INFORMATION SHOWN.
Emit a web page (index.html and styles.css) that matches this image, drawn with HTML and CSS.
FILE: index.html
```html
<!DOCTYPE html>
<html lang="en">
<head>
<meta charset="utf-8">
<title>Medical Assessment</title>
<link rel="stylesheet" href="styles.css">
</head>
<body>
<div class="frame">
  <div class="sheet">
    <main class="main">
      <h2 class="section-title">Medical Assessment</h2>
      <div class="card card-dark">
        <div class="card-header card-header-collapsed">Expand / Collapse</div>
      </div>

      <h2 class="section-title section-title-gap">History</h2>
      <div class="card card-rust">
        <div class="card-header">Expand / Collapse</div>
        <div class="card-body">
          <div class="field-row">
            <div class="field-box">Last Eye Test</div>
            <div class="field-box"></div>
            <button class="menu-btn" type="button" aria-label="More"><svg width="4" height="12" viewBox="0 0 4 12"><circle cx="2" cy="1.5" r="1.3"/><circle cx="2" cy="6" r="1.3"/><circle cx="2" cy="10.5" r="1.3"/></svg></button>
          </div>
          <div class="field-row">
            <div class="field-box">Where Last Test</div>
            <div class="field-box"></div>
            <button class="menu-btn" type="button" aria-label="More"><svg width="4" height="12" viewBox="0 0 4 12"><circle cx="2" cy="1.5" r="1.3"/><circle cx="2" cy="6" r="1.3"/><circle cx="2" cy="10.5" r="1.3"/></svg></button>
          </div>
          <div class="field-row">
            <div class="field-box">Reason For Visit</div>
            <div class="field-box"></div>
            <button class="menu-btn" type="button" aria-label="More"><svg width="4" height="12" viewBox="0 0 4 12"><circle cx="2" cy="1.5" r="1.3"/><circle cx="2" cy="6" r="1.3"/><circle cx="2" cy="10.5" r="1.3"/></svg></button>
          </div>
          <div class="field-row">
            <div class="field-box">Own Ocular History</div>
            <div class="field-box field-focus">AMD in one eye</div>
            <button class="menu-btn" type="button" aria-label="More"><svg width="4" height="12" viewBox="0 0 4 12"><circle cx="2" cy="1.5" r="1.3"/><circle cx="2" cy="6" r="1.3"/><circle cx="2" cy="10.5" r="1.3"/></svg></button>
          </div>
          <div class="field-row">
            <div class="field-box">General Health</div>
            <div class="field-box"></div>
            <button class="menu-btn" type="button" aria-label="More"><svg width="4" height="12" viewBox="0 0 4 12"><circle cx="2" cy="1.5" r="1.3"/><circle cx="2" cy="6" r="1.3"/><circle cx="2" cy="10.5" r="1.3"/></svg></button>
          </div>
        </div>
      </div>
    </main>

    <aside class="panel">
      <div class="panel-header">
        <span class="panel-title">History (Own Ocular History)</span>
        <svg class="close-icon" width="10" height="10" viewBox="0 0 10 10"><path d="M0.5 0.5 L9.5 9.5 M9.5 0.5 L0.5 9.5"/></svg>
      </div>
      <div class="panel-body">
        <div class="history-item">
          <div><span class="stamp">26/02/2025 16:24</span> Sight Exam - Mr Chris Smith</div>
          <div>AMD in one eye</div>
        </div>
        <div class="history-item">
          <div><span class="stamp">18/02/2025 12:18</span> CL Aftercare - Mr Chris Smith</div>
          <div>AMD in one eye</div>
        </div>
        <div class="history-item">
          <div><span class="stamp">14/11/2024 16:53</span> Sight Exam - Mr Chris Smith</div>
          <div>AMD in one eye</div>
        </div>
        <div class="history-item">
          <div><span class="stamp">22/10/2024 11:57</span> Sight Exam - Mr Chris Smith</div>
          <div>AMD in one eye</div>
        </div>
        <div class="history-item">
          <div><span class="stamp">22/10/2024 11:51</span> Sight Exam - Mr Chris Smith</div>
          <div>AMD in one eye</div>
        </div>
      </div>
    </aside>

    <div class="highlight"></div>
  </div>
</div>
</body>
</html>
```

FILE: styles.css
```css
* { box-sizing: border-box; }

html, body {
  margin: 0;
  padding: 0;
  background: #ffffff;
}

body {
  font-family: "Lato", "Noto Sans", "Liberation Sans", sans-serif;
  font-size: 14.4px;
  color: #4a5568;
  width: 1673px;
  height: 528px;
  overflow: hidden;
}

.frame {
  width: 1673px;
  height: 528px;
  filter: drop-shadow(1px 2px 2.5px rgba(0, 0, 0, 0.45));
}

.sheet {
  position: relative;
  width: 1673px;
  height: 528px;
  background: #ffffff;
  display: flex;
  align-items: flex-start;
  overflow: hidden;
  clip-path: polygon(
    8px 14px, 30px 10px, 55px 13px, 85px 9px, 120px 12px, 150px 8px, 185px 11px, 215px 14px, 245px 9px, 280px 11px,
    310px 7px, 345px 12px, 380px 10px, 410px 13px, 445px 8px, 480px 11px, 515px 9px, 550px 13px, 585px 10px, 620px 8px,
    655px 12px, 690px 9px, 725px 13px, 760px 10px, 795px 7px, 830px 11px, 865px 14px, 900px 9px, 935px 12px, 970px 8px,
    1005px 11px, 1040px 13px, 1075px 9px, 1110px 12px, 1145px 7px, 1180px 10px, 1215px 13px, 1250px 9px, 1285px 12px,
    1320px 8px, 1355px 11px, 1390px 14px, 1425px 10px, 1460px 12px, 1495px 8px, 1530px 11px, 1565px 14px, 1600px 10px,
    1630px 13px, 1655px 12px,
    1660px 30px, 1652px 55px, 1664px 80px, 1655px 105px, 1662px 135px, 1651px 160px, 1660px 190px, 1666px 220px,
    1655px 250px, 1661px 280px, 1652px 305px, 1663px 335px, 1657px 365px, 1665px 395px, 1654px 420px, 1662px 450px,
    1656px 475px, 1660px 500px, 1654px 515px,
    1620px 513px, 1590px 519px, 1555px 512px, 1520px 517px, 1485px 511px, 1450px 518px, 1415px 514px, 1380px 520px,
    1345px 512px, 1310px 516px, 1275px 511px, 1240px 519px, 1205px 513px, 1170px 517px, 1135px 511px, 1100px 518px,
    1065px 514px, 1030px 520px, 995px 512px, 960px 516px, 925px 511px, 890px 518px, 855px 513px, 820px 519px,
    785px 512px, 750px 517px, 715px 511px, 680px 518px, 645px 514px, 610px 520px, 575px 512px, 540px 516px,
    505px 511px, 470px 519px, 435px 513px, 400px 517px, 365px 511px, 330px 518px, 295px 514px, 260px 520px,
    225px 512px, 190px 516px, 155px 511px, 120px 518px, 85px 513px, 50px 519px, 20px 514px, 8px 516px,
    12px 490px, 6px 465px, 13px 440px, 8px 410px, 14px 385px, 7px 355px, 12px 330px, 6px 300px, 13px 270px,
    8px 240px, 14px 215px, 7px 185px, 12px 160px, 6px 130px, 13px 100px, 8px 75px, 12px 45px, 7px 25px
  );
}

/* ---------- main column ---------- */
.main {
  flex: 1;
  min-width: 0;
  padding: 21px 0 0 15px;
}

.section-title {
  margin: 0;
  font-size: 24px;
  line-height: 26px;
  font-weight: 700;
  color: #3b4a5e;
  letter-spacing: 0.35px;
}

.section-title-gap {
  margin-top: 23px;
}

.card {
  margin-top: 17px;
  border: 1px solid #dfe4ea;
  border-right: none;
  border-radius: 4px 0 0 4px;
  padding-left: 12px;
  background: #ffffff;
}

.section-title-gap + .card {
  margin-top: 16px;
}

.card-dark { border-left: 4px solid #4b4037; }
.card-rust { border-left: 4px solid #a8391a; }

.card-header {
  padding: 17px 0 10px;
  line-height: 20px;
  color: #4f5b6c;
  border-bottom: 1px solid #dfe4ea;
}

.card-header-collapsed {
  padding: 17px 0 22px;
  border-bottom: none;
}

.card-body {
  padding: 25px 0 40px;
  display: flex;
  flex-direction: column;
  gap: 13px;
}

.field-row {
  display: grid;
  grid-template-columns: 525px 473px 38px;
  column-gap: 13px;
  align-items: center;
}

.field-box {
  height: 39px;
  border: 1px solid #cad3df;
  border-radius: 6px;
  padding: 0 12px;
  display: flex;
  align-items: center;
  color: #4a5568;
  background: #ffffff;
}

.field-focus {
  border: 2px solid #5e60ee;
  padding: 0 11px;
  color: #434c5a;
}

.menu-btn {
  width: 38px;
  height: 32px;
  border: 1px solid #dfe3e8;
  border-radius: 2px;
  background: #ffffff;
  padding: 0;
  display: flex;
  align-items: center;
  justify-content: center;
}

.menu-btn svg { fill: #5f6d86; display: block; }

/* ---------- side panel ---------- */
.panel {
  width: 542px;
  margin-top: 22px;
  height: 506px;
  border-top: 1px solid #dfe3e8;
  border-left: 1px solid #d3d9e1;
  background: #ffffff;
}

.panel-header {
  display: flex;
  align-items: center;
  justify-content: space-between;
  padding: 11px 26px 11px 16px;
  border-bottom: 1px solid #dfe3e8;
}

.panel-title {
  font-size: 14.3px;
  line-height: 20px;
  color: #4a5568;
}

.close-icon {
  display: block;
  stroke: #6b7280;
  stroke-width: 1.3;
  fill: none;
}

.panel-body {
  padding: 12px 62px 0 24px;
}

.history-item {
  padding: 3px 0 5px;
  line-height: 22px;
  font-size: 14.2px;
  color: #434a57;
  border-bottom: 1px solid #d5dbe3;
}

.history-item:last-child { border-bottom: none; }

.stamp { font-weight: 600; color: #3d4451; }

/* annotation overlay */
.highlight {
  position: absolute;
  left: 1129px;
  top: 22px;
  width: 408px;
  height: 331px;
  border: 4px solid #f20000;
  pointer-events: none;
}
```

WORK TO COMPLETE.
In the listing, find every line containing the word "styles" and list it.

CORRECT RESULT.
Emit a web page (index.html and styles.css) that matches this image, drawn with HTML and CSS.
<link rel="stylesheet" href="styles.css">
FILE: styles.css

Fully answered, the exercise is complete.